17 September 2006

The 21st Century 2001-2006

Egged on by Pope Benedict, the crowd prepare to burn their evil 21st Century camerasThe population of the Vatican was today mourning the 21st Century, after it was declared dead by Pope Benedict XVI in a brief address from St Peter's Square.

It appears from his His Holiness's speech that, despite being born in a vigorous bout of distrust of modernity brought on by inoculation with the Millennium Bug, the still young century had been showing increasing signs of ill health over the past six years. In particular there was evidence that it had inherited several afflictions from its parents, the 19th and 20th centuries, including freedom of thought, belief in Darwinian Evolution, women's liberation, the unfortunate practice of prosecuting priests who wish to display their affections to young choir boys and a distressing lack of crusades in the Holy Land.

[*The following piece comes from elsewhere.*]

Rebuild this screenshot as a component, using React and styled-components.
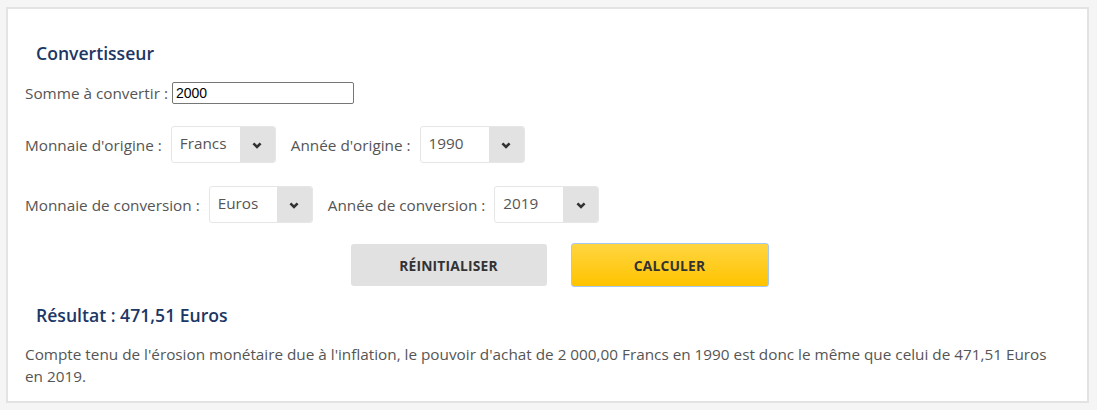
import React, { useState } from "react";
import styled, { createGlobalStyle } from "styled-components";

const GlobalStyle = createGlobalStyle`
  body {
    margin: 0;
    background: #f5f5f5;
    font-family: "Open Sans", "Liberation Sans", sans-serif;
  }
`;

const Card = styled.section`
  margin: 7px 8px 8px 6px;
  padding: 32px 30px 14px 17px;
  background: #fff;
  border: 2px solid #e3e3e3;
  color: #555;
  font-size: 15.3px;
  line-height: 22px;
`;

const Title = styled.h2`
  margin: 0 0 ${(p) => p.$gap || 0}px 11px;
  font-size: 17.6px;
  line-height: 24px;
  font-weight: 600;
  color: #1c3765;
`;

const Row = styled.div`
  display: flex;
  align-items: center;
  margin-bottom: ${(p) => p.$gap || 0}px;
`;

const Label = styled.label`
  margin-right: ${(p) => p.$space || 8}px;
  white-space: nowrap;
`;

const NumberInput = styled.input`
  box-sizing: border-box;
  width: 182px;
  height: 22px;
  padding: 1px 3px;
  border: 1px solid #767676;
  border-radius: 2px;
  font-family: "Liberation Sans", Arial, sans-serif;
  font-size: 14px;
  color: #000;
`;

const SelectBox = styled.div`
  box-sizing: border-box;
  display: flex;
  width: ${(p) => p.$width || 104}px;
  height: 37px;
  margin-right: 15px;
  border: 1px solid #e6e6e6;
  border-radius: 3px;
  overflow: hidden;
  background: #fff;
`;

const Select = styled.select`
  flex: 1;
  min-width: 0;
  appearance: none;
  border: none;
  outline: none;
  background: transparent;
  padding: 0 0 4px 8px;
  font-family: "Open Sans", "Liberation Sans", sans-serif;
  font-size: 15.3px;
  color: #555;
`;

const ArrowBox = styled.span`
  display: flex;
  align-items: center;
  justify-content: center;
  width: 35px;
  padding-top: 1px;
  background: #e2e2e2;
  color: #333;
`;

const Buttons = styled.div`
  display: flex;
  justify-content: center;
  gap: 24px;
  padding-left: 37px;
  margin-bottom: 16px;
`;

const Button = styled.button`
  box-sizing: border-box;
  width: ${(p) => (p.$primary ? 198 : 196)}px;
  height: ${(p) => (p.$primary ? 44 : 42)}px;
  margin-top: ${(p) => (p.$primary ? -1 : 0)}px;
  border: ${(p) => (p.$primary ? "1px solid #a7c8ef" : "none")};
  border-radius: 3px;
  background: ${(p) =>
    p.$primary ? "linear-gradient(#ffd541, #ffc400)" : "#e1e1e1"};
  font-family: "Open Sans", "Liberation Sans", sans-serif;
  font-size: 13.8px;
  font-weight: 700;
  letter-spacing: 0.2px;
  color: #333;
  text-transform: uppercase;
  cursor: pointer;
`;

const Text = styled.p`
  margin: 0;
`;

const Chevron = () => (
  <svg width="10" height="7" viewBox="0 0 10 7">
    <path d="M1.4 1.4 L5 5 L8.6 1.4" fill="none" stroke="currentColor" strokeWidth="2.6" />
  </svg>
);

const Dropdown = ({ label, value, options, width, space }) => (
  <>
    <Label $space={space}>{label}</Label>
    <SelectBox $width={width}>
      <Select defaultValue={value}>
        {options.map((o) => (
          <option key={o}>{o}</option>
        ))}
      </Select>
      <ArrowBox>
        <Chevron />
      </ArrowBox>
    </SelectBox>
  </>
);

const monnaies = ["Francs", "Euros"];

export default function App() {
  const [somme, setSomme] = useState("2000");
  return (
    <>
      <GlobalStyle />
      <Card>
        <Title $gap={17}>Convertisseur</Title>
        <Row $gap={22}>
          <Label $space={4}>Somme à convertir :</Label>
          <NumberInput value={somme} onChange={(e) => setSomme(e.target.value)} />
        </Row>
        <Row $gap={23}>
          <Dropdown label="Monnaie d'origine :" value="Francs" options={monnaies} width={105} space={9} />
          <Dropdown label="Année d'origine :" value="1990" options={["1990", "2000", "2019"]} width={105} space={9} />
        </Row>
        <Row $gap={21}>
          <Dropdown label="Monnaie de conversion :" value="Euros" options={monnaies} width={104} space={9} />
          <Dropdown label="Année de conversion :" value="2019" options={["1990", "2000", "2019"]} width={105} space={9} />
        </Row>
        <Buttons>
          <Button>Réinitialiser</Button>
          <Button $primary>Calculer</Button>
        </Buttons>
        <Title $gap={16}>Résultat : 471,51 Euros</Title>
        <Text>
          Compte tenu de l'érosion monétaire due à l'inflation, le pouvoir d'achat de 2 000,00 Francs en 1990
          est donc le même que celui de 471,51 Euros en 2019.
        </Text>
      </Card>
    </>
  );
}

The Century having failed to improve despite the finest leechcraft of the Vatican's doctors, the Holy Father eventually found himself with no alternative but to administer the last rites to the century ... whilst also administering a red hot poker to the Century's fundament.

Speaking to an assembled crowd of serfs, freemen, pardoners, clerkes, reeves, apothecaries and villeins, Pope Benedict announced that henceforth the 21st century will be replaced by the ever-reliable 14th century, adding that from now on the Sun will travel around the Earth, the Black Death will be endemic across Europe and the best way of improving Christian-Muslim relations will be at the end of a long and pointy lance. His Holiness's address was greeted by rapturous applause from the crowd, though the effect was somewhat lessened when several of the lepers' arms fell off. Fortunately the festive air was soon restored by the burning of an assortment of witches.

The 21st Century was buried on Saturday morning in a moving ceremony, marred only when Pope Benedict told the assembled relatives that the 21st Century was "evil and inhuman", although officials later explained His Holiness had not meant to cause any offence.


Aaliyah Hannah said...

This was the Pope in private before the speech: "All you ever hear on CNN is Bush Bush Bush Iraq Iraq Iraq Ahmadinejad Ahmadinejad Ahmadinejad! I'm the fucking Pontiff! Fuck these assholes! From now on the nations of the world shall know my name. What's my name again?"

Love said...

At least God's representative presided over the proceedings.